I can still remember the torment of taking that 'walk of shame' back to my sister's house...replaying the whole scene  in my mind of the other girls leaning in closer to one another and behind veiled hands, trying to hide their snickers. To this day I will never understand how any adult could be so callous to a child. I had already been through so much in my young life. She had no idea.

I am happy to report that my complextion has cleared, although I still use 'Mary Kay' products (for wrinkles now); and as an adult I have recieved many invitations to parties and other events,  however, even though I may still get those familiar goosebumps of excitement there is still that shadow looming. What if when I get there, I say or do something stupid? What if...
There is one invitation that I received twenty seven years ago. This invitation had my name lovingly written on it, it also had a couple of other names written there, pretty high profile names too! This invitation was to the most exquisite mansion, in the very best neighborhood ever! This invitation promised a feast and the finest wine and music, and with a massive choir singing throughout. Best of all, this invitation was for a party that never ends! The invitation is a standing invitation, sent by the Creator Himself, given in  honor of His Son Jesus Christ, (told you they were high profile names) It was sealed with His royal stamp. When I opened it, I immediately RSVP'd. Here is what it read:




 Let us be glad and rejoice, and give honour to him: for the marriage of the Lamb  is come, and his wife [ the Body of Christ] hath made herself ready.  
And to her was granted that she should be arrayed in fine linen, clean and white: for the fine linen is the righteousness of saints.   And he saith unto me, Write, Blessed are they which are called unto the marriage supper of the Lamb. And he saith unto me, These are the true sayings of God. (Rev.19:7-9)

  "Come to Me, all who are weary and heavy-laden, and I will give you rest.

 "All that the Father gives Me shall come to Me, and the one who comes to Me I will certainly not cast out."

Verily, verily, I say unto you, He that heareth my word, and believeth on him that sent me, hath everlasting life, and shall not come into condemnation; but is passed from death unto life.

"In my Father's house are many mansions: if it were not so, I would have told you." (John 14:2)

 "I go to prepare a place for you. And if I go and prepare a place for you, I will come again, and receive you unto myself; that where I am, there ye may be also." (John 14:2,3)

I hope to see you there on that day!
~God Bless~
Lisa



8 comments:

Karen Kyle Ericson said...

What a beautiful post : ) I love this. Thanks for sharing. I always seemed to be the misfit when I was young too. Coming from a broken home was very difficult. Jesus doesn't see us that way. I'm so glad. He sees us as His daughters and a banquet is waiting : ) Thanks! God bless!

Never Forsaken said...

Yes, God sees the real person.
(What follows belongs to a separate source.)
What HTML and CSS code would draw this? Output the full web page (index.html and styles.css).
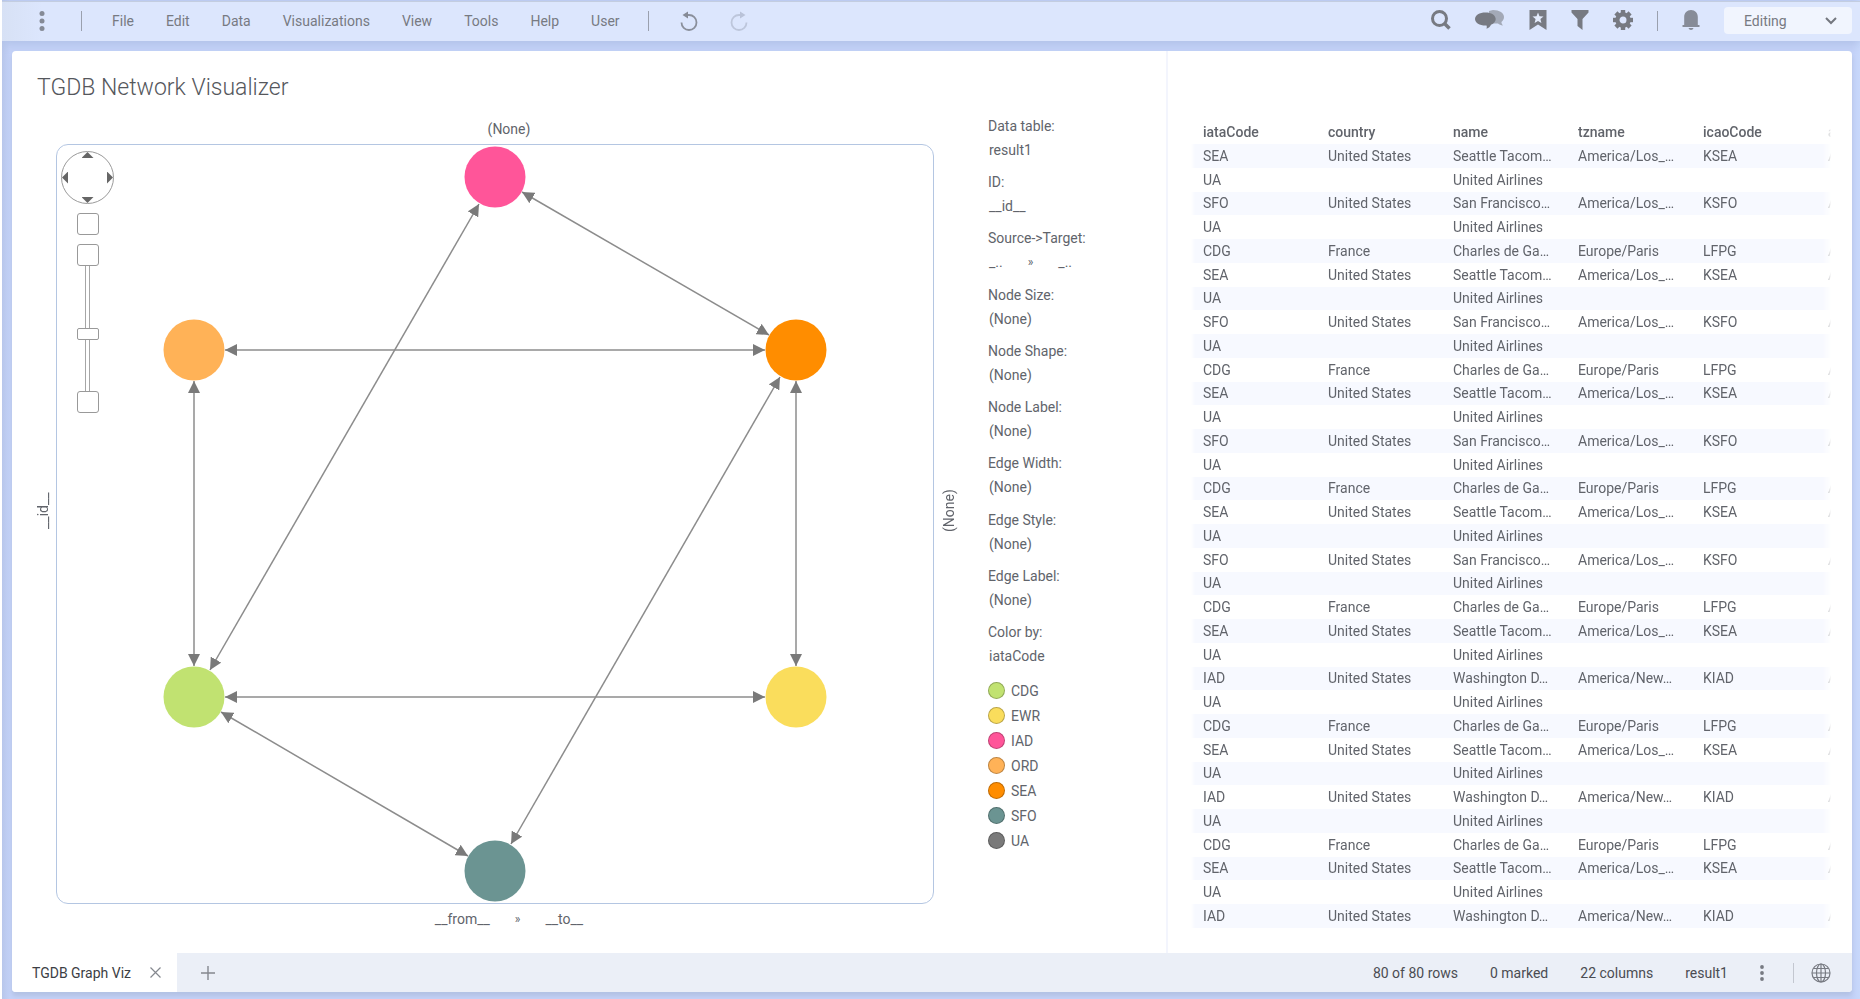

We would have made great friends when we were kids! (we are sisters in Christ now though) LOL
~God Bless~

Child of God said...

Some people are like bulls in a china shop; no sensitivity at all. What an experience this must have been for your dear child's heart. I'm glad you made it through. :) I was a tall, skinny kid and was teased about it. When all the girls were developing, I was not. I was flat as a board and many times I was called a guy, very hard on a 14 year old.

Thanks for sharing Lisa.
Blessings,
<><

Susie Swanson said...

(Tears), this is Beautiful and heartfelt..Sounds like some I know..God Bless You , you are an inspiration to us all..About the Mary Kay, I use Avon for wrinkles but I bet it's so much better..I need to give it a try..I know someone that sells it..Hugs, Susie

Jane said...

I'm so sorry you had to go through that, Lisa, but I'm sure that the experience made you stronger and as you said, there is only one invitation that really matters. I went through a miserable time in my teens too because I missed a year of school when I became deaf. When I returned all my friends had moved on to others. It was like being the new kid but without all the curiosity that comes with it. For that reason I am very wary of new acquaintances and treasure true friends (which I can count on one hand). Corrie Ten Boom said she is grateful for her sufferings because it brought her nearer to God. How He must feel now when people reject Him. I think of that often.

Peggy said...

Lisa, I could read this post just fine. My heart breaks for that teenage girl and rejoices for the invitation to the best party of all where no one ever gets embarrased or shamed- eternal life with Jesus!

Denise said...

How sad that people can be so insensitive; it can be completely distructuve! I can relate well, having had a weight problem when I was younger and being teased and critisized. I love how you brought this all together to remind us of the one and only important invitation! :)

Blessings and love Lisa!
Denise

Reformed rebel said...

Hi Lisa ~ I can relate to this. I never really fit in myself. The good part is that no matter how different we are GOD loves each of us and HIS invitation is the important one!